In colder climates, water left in exterior pipes can freeze and may cause pipes to burst. Before the weather turns cold, drain and disconnect garden hoses. Then, if your faucet has a shutoff valve, The Family Handyman says you should turn it off (these valves are usually inside the house). Next, open and close the outside tap to release any water that is still inside the pipe. Family Handyman also recommends covering exterior faucets with an insulated cover to help prevent freezing during the winter.

13. Inspect and clean your fireplace chimney

Before you start dreaming of a warm fire, have a professional chimney sweep clean and inspect your fireplace and chimney, recommends the National Fire Protection Association (NFPA). Even if you have a gas fireplace, the Chimney Safety Institute of America (CSIA) recommends the chimney and flue are inspected for any blockages that could cause a chimney fire. Also, a professional should check the gas lines and vents for leaks and repair them, if needed.

14. Keep firewood dry

Whether you enjoy evenings by the fireplace or weekends around your fire pit, there are a few tips to keep in mind about firewood. Start fires with clean newspaper or dry kindling, and add only seasoned wood (which means it has been dried properly) to the fire, says the Environmental Protection Agency (EPA). Firewood should be stacked under a cover until you are ready to burn it, says Cornell Cooperative Extension of Rensselaer County.

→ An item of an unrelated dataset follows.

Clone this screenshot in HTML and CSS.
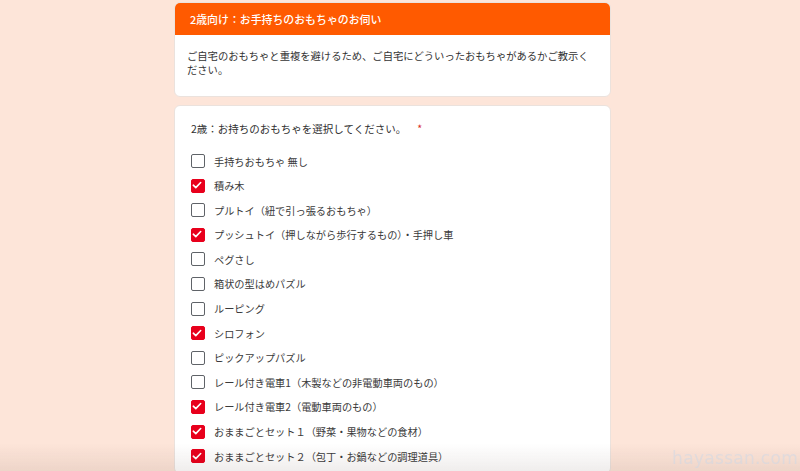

Also, insects and rodents like to make themselves at home near woodpiles, so it's a good idea to store your firewood at least 30 feet from your home.

15. Flip your mattress

To help prevent your mattress from sagging or leaving permanent body impressions, you may want to rotate it from head to foot every 6 to 12 months, recommends The Sleep Doctor. This is something that can be added to your fall checklist. If your mattresses have a cushioned top, they typically shouldn't be flipped.

While fall weather may still be warm enough to enjoy some time outdoors, it's a good time to get your home ready for winter, too. Tackling these fall home maintenance tasks may give you some peace of mind that your home is in good shape and ready for the cold winter months.